Since 1 January 2005, the effective date of the Securities-Related Class Action Act, only 10 class actions have been filed up to 1 September 2020, with six cases finalised and four cases still pending in court. Among those six finalised cases, two were adjudicated (33 per cent), one was dismissed at the certification stage (17 per cent) and the other three were settled (50 per cent) before adjudication by the court. Other cases, such as consumer, antitrust or environment cases, or even securities cases, not eligible as class actions where general civil procedures are applied, have relatively low settlement rates. This is because expectations of both parties regarding the victory and defeat of an action are significantly different owing to the lack of a discovery system.

However, with the election of president Moon Jae-In in 2017, the authorities are trying to expand the areas where class actions can be filed (eg, securities, antitrust and consumer protection). Some lawmakers went even further and submitted a bill expanding the areas not just to antitrust and consumer protection but also to the environment and personal information leakage. It is generally agreed that the expansion of class actions is a trend that cannot be avoided with the growth of collective disputes, even with the vigorous opposition from the business side. The expansion of class actions is expected to replicate the existing securities-related class action law as well as expand the types of claims currently available under the law.

Legal basis

What is the legal basis for class actions? Is it derived from statute or case law?

In Korea, a civil law country, the Civil Procedure Act is the primary source of law for litigation. However, a special law has been adopted to govern the procedural aspect of class actions – the Securities-Related Class Action Act. The Act was proclaimed on 20 April 2004 and became effective on 1 January 2005.

Types of claims

What types of claims may be filed as class actions?

Only predetermined types of securities claims can be filed as class actions. Article 3 of the Securities-Related Class Action Act specifically provides the causes of actions on which the claims can be based as following:

  • false representation (or omission) of any material fact in a registration statement or a prospectus;
  • false representation (or omission) of any material fact in annual, biannual or quarterly reports;
  • unfair securities practices including insider trading or market manipulation; and
  • false representation in an audit report, all of which are causes of actions provided by the Financial Investment Services and Capital Market Act.

 

There is no court ruling that further limits the types of claims that may be litigated by class actions.

Relief

What relief may be sought in class proceedings?

Only money damages can be sought in class proceedings under the Securities-Related Class Action Act. Consumer protection law has a system that allows consumer groups to move for injunction against companies, but it is not widely used.

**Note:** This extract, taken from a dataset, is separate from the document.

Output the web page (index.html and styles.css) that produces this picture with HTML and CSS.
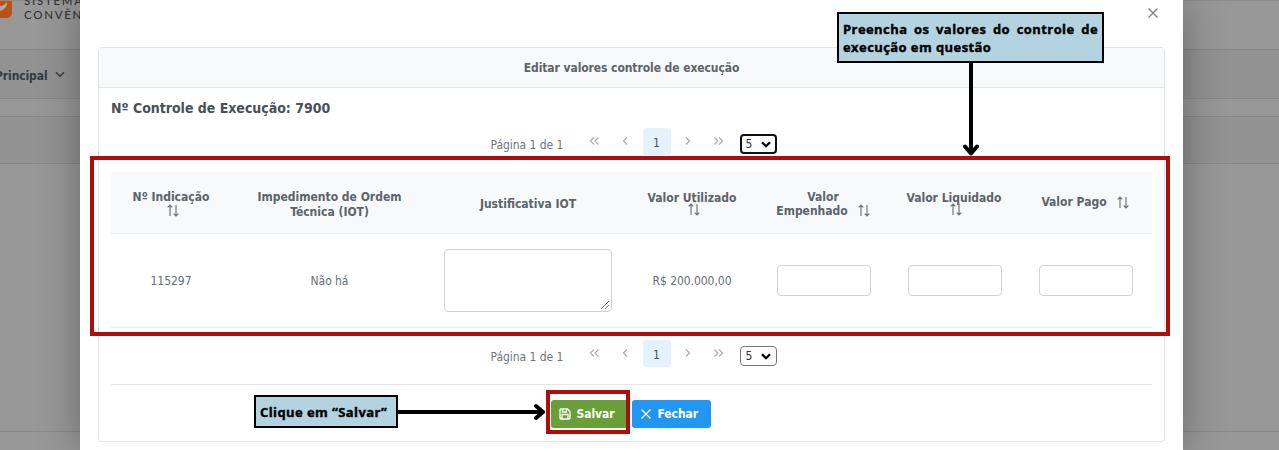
FILE: index.html
```html
<!DOCTYPE html>
<html lang="pt-BR">
<head>
<meta charset="utf-8">
<title>Editar valores controle de execução</title>
<link rel="stylesheet" href="styles.css">
</head>
<body>
<svg class="defs" aria-hidden="true">
  <symbol id="sort" viewBox="0 0 12 13"><path d="M3 12V1M.7 3.3 3 1l2.3 2.3M9 1v11M6.7 9.7 9 12l2.3-2.3"/></symbol>
  <symbol id="left" viewBox="0 0 6 8"><path d="M5 .5 1.500 4 5 7.500"/></symbol>
  <symbol id="right" viewBox="0 0 6 8"><path d="M1 .5 4.500 4 1 7.500"/></symbol>
  <symbol id="first" viewBox="0 0 11 8"><path d="M5 .5 1.500 4 5 7.500M9.500 .5 6 4l3.500 3.500"/></symbol>
  <symbol id="last" viewBox="0 0 11 8"><path d="M1.500 .5 5 4 1.500 7.500M6 .5 9.500 4 6 7.500"/></symbol>
  <symbol id="caret" viewBox="0 0 10 7"><path d="m1 1.300 4 4 4-4"/></symbol>
  <symbol id="cross" viewBox="0 0 12 12"><path d="m1.500 1.500 9 9m0-9-9 9"/></symbol>
</svg>

<div class="page">
  <header class="brand">
    <svg class="logo" viewBox="0 0 12 19"><path fill="#bd5014" d="M0 0h12v12a5 5 0 0 1-5 5H0z"/><path fill="#aaa" d="M0 5C3 5 5 3 7 1c1 4-3 8-7 9z"/></svg>
    <div class="brand-name"><div>SISTEMA</div><div>CONVÊNIOS</div></div>
  </header>
  <nav class="menubar"><span class="menu-label">Principal</span><svg class="menu-caret"><use href="#caret"/></svg></nav>
  <section class="panel"><div class="panel-head"></div><div class="panel-body"></div></section>
</div>

<main class="dialog">
  <div class="dialog-top"><svg class="close"><use href="#cross"/></svg></div>
  <section class="card">
    <h1 class="card-head">Editar valores controle de execução</h1>
    <div class="card-body">
      <h2 class="control">Nº Controle de Execução: 7900</h2>
      <div class="pager">
        <span class="pages">Página 1 de 1</span>
        <svg class="double"><use href="#first"/></svg><svg class="single prev"><use href="#left"/></svg>
        <span class="current">1</span>
        <svg class="single next"><use href="#right"/></svg><svg class="double"><use href="#last"/></svg>
        <span class="size focused">5<svg><use href="#caret"/></svg></span>
      </div>
      <div class="row head">
        <div class="th">Nº Indicação<svg class="sort under"><use href="#sort"/></svg></div>
        <div class="th two">Impedimento de Ordem<br>Técnica (IOT)</div>
        <div class="th just">Justificativa IOT</div>
        <div class="th">Valor Utilizado<svg class="sort under tight"><use href="#sort"/></svg></div>
        <div class="th stacked"><div>Valor</div><div class="beside"><span>Empenhado</span><svg class="sort"><use href="#sort"/></svg></div></div>
        <div class="th">Valor Liquidado<svg class="sort under tight"><use href="#sort"/></svg></div>
        <div class="th"><div class="beside pago"><span>Valor Pago</span><svg class="sort"><use href="#sort"/></svg></div></div>
      </div>
      <div class="row data">
        <div>115297</div>
        <div>Não há</div>
        <div class="area-cell"><div class="area"><svg viewBox="0 0 10 10"><path d="M1 9 9 1M5 9l4-4"/></svg></div></div>
        <div class="money">R$ 200.000,00</div>
        <div><input class="field" type="text"></div>
        <div><input class="field" type="text"></div>
        <div><input class="field" type="text"></div>
      </div>
      <div class="pager bottom">
        <span class="pages">Página 1 de 1</span>
        <svg class="double"><use href="#first"/></svg><svg class="single prev"><use href="#left"/></svg>
        <span class="current">1</span>
        <svg class="single next"><use href="#right"/></svg><svg class="double"><use href="#last"/></svg>
        <span class="size">5<svg><use href="#caret"/></svg></span>
      </div>
      <footer class="actions">
        <button class="btn save"><svg viewBox="0 0 12 12"><path d="M1 2q0-1 1-1h6.500L11 3.500V10q0 1-1 1H2q-1 0-1-1zM3.500 1v3h4V1M3 11V6.500h6V11"/></svg>Salvar</button>
        <button class="btn shut"><svg><use href="#cross"/></svg>Fechar</button>
      </footer>
    </div>
  </section>
</main>

<div class="frame frame-table"></div>
<div class="frame frame-save"></div>
<div class="note note-values"><div class="spread">Preencha os valores do controle de</div><div>execução em questão</div></div>
<div class="note note-save">Clique em “Salvar”</div>
<svg class="arrow arrow-down" viewBox="0 0 18 95"><path d="M9 0v91M3 84.500l6 7 6-7"/></svg>
<svg class="arrow arrow-right" viewBox="0 0 149 18"><path d="M0 9h145M138 3l7 6-7 6"/></svg>
</body>
</html>
```
FILE: styles.css
```css
* { box-sizing: border-box; }
html { overflow: hidden; }
body {
  margin: 0; width: 1279px; height: 450px; overflow: hidden; position: relative;
  font: 12px/15px "DejaVu Sans Condensed", "DejaVu Sans", sans-serif; font-stretch: condensed;
  letter-spacing: -.05px; color: #666d74; background: #989898;
}
svg { fill: none; stroke: currentColor; flex: none; }
.defs { display: none; }

.page { height: 450px; }
.brand { height: 49px; display: flex; border-top: 1px solid #8b8b8b; }
.logo { width: 12px; height: 19px; stroke: none; }
.brand-name { margin: -7px 0 0 12px; font: 500 11.5px/14px Lato, sans-serif; letter-spacing: 1.7px; color: #333; }
.menubar {
  height: 50px; display: flex; align-items: center; border: 1px solid #858788; border-width: 1px 0;
  background: #929292; color: #343a40; font-weight: 700; padding-top: 4px;
}
.menu-label { margin-left: -5px; width: 53px; letter-spacing: -.1px; }
.menu-caret { width: 10px; height: 7px; margin: -3px 0 0 7px; stroke-width: 1.3; }
.panel { margin-top: 17px; height: 316px; border: 1px solid #82878b; border-width: 1px 0; }
.panel-head { height: 47px; background: #929292; border-bottom: 1px solid #858788; }

.dialog {
  position: absolute; left: 80px; top: 0; width: 1103px; height: 450px; padding: 0 18px;
  background: #fff; box-shadow: 0 0 40px rgba(0,0,0,.32);
}
.dialog-top { height: 47px; display: flex; justify-content: flex-end; padding: 7px 6px 0 0; color: #7b848d; }
.close { width: 12px; height: 12px; stroke-width: 1.4; }
.card { height: 395px; border: 1px solid #e1e6ea; border-radius: 4px; }
.card-head {
  margin: 0; height: 40px; padding-top: 2px; display: flex; align-items: center; justify-content: center;
  background: #f8f9fa; border-bottom: 1px solid #e1e6ea; font-size: 12px; font-weight: 700; letter-spacing: -.08px; color: #5c6369;
}
.card-body { padding: 11px 12px 0 12px; }
.control { margin: 0; height: 29px; font-size: 14px; line-height: 18px; font-weight: 700; letter-spacing: -.02px; color: #495057; }

.pager { height: 44px; display: flex; justify-content: center; align-items: flex-start; color: #6c757d; padding-left: 5px; }
.pager > svg { color: #a6abb0; margin-top: 9px; height: 8px; stroke-width: 1.2; }
.pages { width: 74px; margin: 10px 24px 0 0; white-space: nowrap; }
.double { width: 11px; }
.single { width: 6px; }
.prev { margin: 0 15px 0 22px; }
.next { margin: 0 22px 0 14px; }
.current { width: 28px; height: 27px; border-radius: 3px; background: #e3f2fd; color: #495057; text-align: center; line-height: 30px; }
.size {
  width: 37px; height: 20px; margin: 6px 1px 0 16px; padding: 0 5px; display: flex; align-items: center; justify-content: space-between;
  border: 1px solid #767676; border-radius: 4px; color: #333; line-height: 21px;
}
.size svg { width: 10px; height: 7px; color: #000; stroke-width: 2.2; }
.focused { border: 2px solid #111; padding: 0 4px; }

.row { display: grid; grid-template-columns: 120px 197px 200px 128px 134px 128px 134px; align-items: center; text-align: center; border-bottom: 1px solid #e9ecef; }
.head { height: 62px; padding-top: 2px; background: #f8f9fa; font-weight: 700; letter-spacing: 0; color: #5c6369; }
.th { display: flex; flex-direction: column; align-items: center; white-space: nowrap; }
.two { display: block; padding-top: 2px; }
.just { padding-top: 2px; }
.stacked { line-height: 14px; }
.beside { display: flex; align-items: center; gap: 10px; height: 13px; }
.pago { margin-top: -2px; }
.sort { width: 12px; height: 13px; stroke-width: 1.15; color: #6c757d; }
.under { margin-left: 4px; margin-top: -1px; }
.tight { margin-top: -3px; }
.data { height: 94px; line-height: 17px; }
.data > div:not(:has(*)) { padding-top: 2px; }
.area-cell { padding-left: 16px; }
.area { width: 168px; height: 63px; border: 1px solid #ced4da; border-radius: 4px; display: flex; align-items: flex-end; justify-content: flex-end; padding: 1px; }
.area svg { width: 10px; height: 10px; stroke: #777; }
.field { display: block; margin: 0 0 0 21px; width: 94px; height: 31px; border: 1px solid #ced4da; border-radius: 4px; background: #fff; }
.row > :nth-child(6) .field { margin-left: 18px; }
.bottom { height: 44px; margin-top: 12px; }
.actions { border-top: 1px solid #e3e7eb; height: 56px; padding: 15px 2px 0 0; display: flex; justify-content: center; gap: 4px; }
.btn { height: 28px; border: 0; border-radius: 3px; color: #fff; font: inherit; font-weight: 700; letter-spacing: -.05px; display: flex; align-items: center; gap: 6px; padding: 0 8px; }
.btn svg { width: 12px; height: 12px; stroke-width: 1.3; }
.save { width: 77px; background: #689f38; }
.shut { width: 79px; background: #2196f3; }

.frame { position: absolute; border: 4px solid #b10c0c; }
.frame-table { left: 90px; top: 156px; width: 1080px; height: 180px; }
.frame-save { left: 546px; top: 390px; width: 84px; height: 44px; }
.note { position: absolute; border: 2px solid #000; background: #b2d3df; color: #000; font: 700 13px/18px "Open Sans", sans-serif; letter-spacing: .42px; -webkit-text-stroke: .4px #000; white-space: nowrap; }
.note-values { left: 837px; top: 12px; width: 267px; height: 51px; padding: 6px 4px; }
.spread { text-align: justify; text-align-last: justify; }
.note-save { left: 254px; top: 395px; width: 144px; height: 33px; padding: 6px 4px; }
.arrow { position: absolute; color: #000; stroke-width: 4; stroke-linecap: round; stroke-linejoin: round; }
.arrow-down { left: 962px; top: 62px; width: 18px; height: 95px; }
.arrow-right { left: 398px; top: 403px; width: 149px; height: 18px; }
```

Initiating a class action and timing

How is a class action initiated? What is the limitation period for bringing a class action? Can the time limit for bringing a class action be paused? How long do class actions typically take from filing to a final decision?

Unlike general actions, where only a complaint is necessary to be filed as a class action, the plaintiff should prepare two sets of documents – complaint and application for certification. The application for certification, as the name of the document represents, is for certification as a class action. With the filing of the two documents, the case begins as a class action. If the proceedings are successful in getting certification as a class action, the case then goes on to the merits stage. There is no advance notice requirement.

The Financial Investment Services and Capital Market Act provides the statutes of limitations for the claims that may be filed as class actions as follows:

  • false representation (or omission) of any material fact in a registration statement or a prospectus: within one year from the date on which he or she becomes aware of the relevant facts, or within the three-year period beginning on the date a registration statement related to the relevant securities takes effect;
  • false representation (or omission) of any material fact in annual, biannual or quarterly report: within one year from the date on which he or she becomes aware of the fact, or within three years from the date of submission;
  • unfair securities practices, including insider trading or market manipulation: within two years from the date on which he or she becomes aware of the fact, or within five years from the date of submission; and
  • false representation in an audit report, all of which are causes of actions provided by the Financial Investment Services and Capital Market Act: within one year from the date the claimant becomes aware of the relevant fact or within eight years from the date the audit report was submitted.

 

While it is difficult to conclude general trends as to how long a class action lawsuit would take, it normally lasts for more than five years after filing the complaint.